>> BEGIN Stored data

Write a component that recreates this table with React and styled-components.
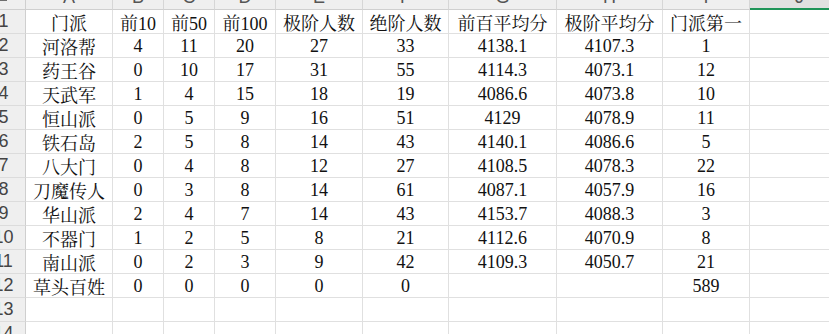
import React from 'react'
import styled, { createGlobalStyle } from 'styled-components'

const columns = [
  { key: 'A', width: 87 },
  { key: 'B', width: 51 },
  { key: 'C', width: 51 },
  { key: 'D', width: 61 },
  { key: 'E', width: 87 },
  { key: 'F', width: 86 },
  { key: 'G', width: 108 },
  { key: 'H', width: 106 },
  { key: 'I', width: 87 },
  { key: 'J', width: 100 },
]

const rows = [
  ['门派', '前10', '前50', '前100', '极阶人数', '绝阶人数', '前百平均分', '极阶平均分', '门派第一'],
  ['河洛帮', '4', '11', '20', '27', '33', '4138.1', '4107.3', '1'],
  ['药王谷', '0', '10', '17', '31', '55', '4114.3', '4073.1', '12'],
  ['天武军', '1', '4', '15', '18', '19', '4086.6', '4073.8', '10'],
  ['恒山派', '0', '5', '9', '16', '51', '4129', '4078.9', '11'],
  ['铁石岛', '2', '5', '8', '14', '43', '4140.1', '4086.6', '5'],
  ['八大门', '0', '4', '8', '12', '27', '4108.5', '4078.3', '22'],
  ['刀魔传人', '0', '3', '8', '14', '61', '4087.1', '4057.9', '16'],
  ['华山派', '2', '4', '7', '14', '43', '4153.7', '4088.3', '3'],
  ['不器门', '1', '2', '5', '8', '21', '4112.6', '4070.9', '8'],
  ['南山派', '0', '2', '3', '9', '42', '4109.3', '4050.7', '21'],
  ['草头百姓', '0', '0', '0', '0', '0', '', '', '589'],
  [],
  [],
]

const GlobalStyle = createGlobalStyle`
  body {
    margin: 0;
    background: #ffffff;
    overflow: hidden;
  }
`

const Sheet = styled.div`
  display: grid;
  grid-template-columns: 26px ${columns.map(c => c.width + 'px').join(' ')};
  grid-auto-rows: 24px;
  margin-top: -14px;
  width: max-content;
`

const Corner = styled.div`
  background: #efefef;
  border-right: 1px solid #cfcfcf;
  border-bottom: 1px solid #cfcfcf;
  position: relative;

  &::after {
    content: '';
    position: absolute;
    left: 0;
    bottom: 8px;
    width: 7px;
    height: 3px;
    background: #6e6e6e;
  }
`

const ColHead = styled.div`
  display: flex;
  align-items: center;
  justify-content: center;
  background: ${p => (p.$active ? '#e1e1e1' : '#efefef')};
  border-right: 1px solid #d6d6d6;
  border-bottom: ${p => (p.$active ? '2px solid #1f9458' : '1px solid #cfcfcf')};
  color: #555555;
  font-family: 'Liberation Sans', Arial, sans-serif;
  font-size: 18px;
`

const RowHead = styled.div`
  display: flex;
  align-items: center;
  justify-content: center;
  padding-right: 18px;
  background: #efefef;
  border-right: 1px solid #cfcfcf;
  border-bottom: 1px solid #dcdcdc;
  color: #444444;
  font-family: 'Liberation Sans', Arial, sans-serif;
  font-size: 18px;
`

const Cell = styled.div`
  display: flex;
  align-items: center;
  justify-content: center;
  padding-top: 1px;
  border-right: 1px solid #e0e0e0;
  border-bottom: 1px solid #e0e0e0;
  color: #111111;
  font-family: 'Liberation Serif', 'Noto Serif CJK SC', 'Noto Sans CJK SC', serif;
  font-size: 18px;
  white-space: nowrap;
`

const App = () => {
  return (
    <>
      <GlobalStyle />
      <Sheet>
        <Corner />
        {columns.map(col => (
          <ColHead key={col.key} $active={col.key === 'J'}>
            {col.key}
          </ColHead>
        ))}
        {rows.map((row, r) => (
          <React.Fragment key={r}>
            <RowHead>{r + 1}</RowHead>
            {columns.map((col, c) => (
              <Cell key={col.key}>{row[c] || ''}</Cell>
            ))}
          </React.Fragment>
        ))}
      </Sheet>
    </>
  )
}

export default App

>> END Stored data

Reproduce each line exactly as it appears, omitting the pictures.

Write a component that recreates this table with React and styled-components.
import React from 'react'
import styled, { createGlobalStyle } from 'styled-components'

const columns = [
  { key: 'A', width: 87 },
  { key: 'B', width: 51 },
  { key: 'C', width: 51 },
  { key: 'D', width: 61 },
  { key: 'E', width: 87 },
  { key: 'F', width: 86 },
  { key: 'G', width: 108 },
  { key: 'H', width: 106 },
  { key: 'I', width: 87 },
  { key: 'J', width: 100 },
]

const rows = [
  ['门派', '前10', '前50', '前100', '极阶人数', '绝阶人数', '前百平均分', '极阶平均分', '门派第一'],
  ['河洛帮', '4', '11', '20', '27', '33', '4138.1', '4107.3', '1'],
  ['药王谷', '0', '10', '17', '31', '55', '4114.3', '4073.1', '12'],
  ['天武军', '1', '4', '15', '18', '19', '4086.6', '4073.8', '10'],
  ['恒山派', '0', '5', '9', '16', '51', '4129', '4078.9', '11'],
  ['铁石岛', '2', '5', '8', '14', '43', '4140.1', '4086.6', '5'],
  ['八大门', '0', '4', '8', '12', '27', '4108.5', '4078.3', '22'],
  ['刀魔传人', '0', '3', '8', '14', '61', '4087.1', '4057.9', '16'],
  ['华山派', '2', '4', '7', '14', '43', '4153.7', '4088.3', '3'],
  ['不器门', '1', '2', '5', '8', '21', '4112.6', '4070.9', '8'],
  ['南山派', '0', '2', '3', '9', '42', '4109.3', '4050.7', '21'],
  ['草头百姓', '0', '0', '0', '0', '0', '', '', '589'],
  [],
  [],
]

const GlobalStyle = createGlobalStyle`
  body {
    margin: 0;
    background: #ffffff;
    overflow: hidden;
  }
`

const Sheet = styled.div`
  display: grid;
  grid-template-columns: 26px ${columns.map(c => c.width + 'px').join(' ')};
  grid-auto-rows: 24px;
  margin-top: -14px;
  width: max-content;
`

const Corner = styled.div`
  background: #efefef;
  border-right: 1px solid #cfcfcf;
  border-bottom: 1px solid #cfcfcf;
  position: relative;

  &::after {
    content: '';
    position: absolute;
    left: 0;
    bottom: 8px;
    width: 7px;
    height: 3px;
    background: #6e6e6e;
  }
`

const ColHead = styled.div`
  display: flex;
  align-items: center;
  justify-content: center;
  background: ${p => (p.$active ? '#e1e1e1' : '#efefef')};
  border-right: 1px solid #d6d6d6;
  border-bottom: ${p => (p.$active ? '2px solid #1f9458' : '1px solid #cfcfcf')};
  color: #555555;
  font-family: 'Liberation Sans', Arial, sans-serif;
  font-size: 18px;
`

const RowHead = styled.div`
  display: flex;
  align-items: center;
  justify-content: center;
  padding-right: 18px;
  background: #efefef;
  border-right: 1px solid #cfcfcf;
  border-bottom: 1px solid #dcdcdc;
  color: #444444;
  font-family: 'Liberation Sans', Arial, sans-serif;
  font-size: 18px;
`

const Cell = styled.div`
  display: flex;
  align-items: center;
  justify-content: center;
  padding-top: 1px;
  border-right: 1px solid #e0e0e0;
  border-bottom: 1px solid #e0e0e0;
  color: #111111;
  font-family: 'Liberation Serif', 'Noto Serif CJK SC', 'Noto Sans CJK SC', serif;
  font-size: 18px;
  white-space: nowrap;
`

const App = () => {
  return (
    <>
      <GlobalStyle />
      <Sheet>
        <Corner />
        {columns.map(col => (
          <ColHead key={col.key} $active={col.key === 'J'}>
            {col.key}
          </ColHead>
        ))}
        {rows.map((row, r) => (
          <React.Fragment key={r}>
            <RowHead>{r + 1}</RowHead>
            {columns.map((col, c) => (
              <Cell key={col.key}>{row[c] || ''}</Cell>
            ))}
          </React.Fragment>
        ))}
      </Sheet>
    </>
  )
}

export default App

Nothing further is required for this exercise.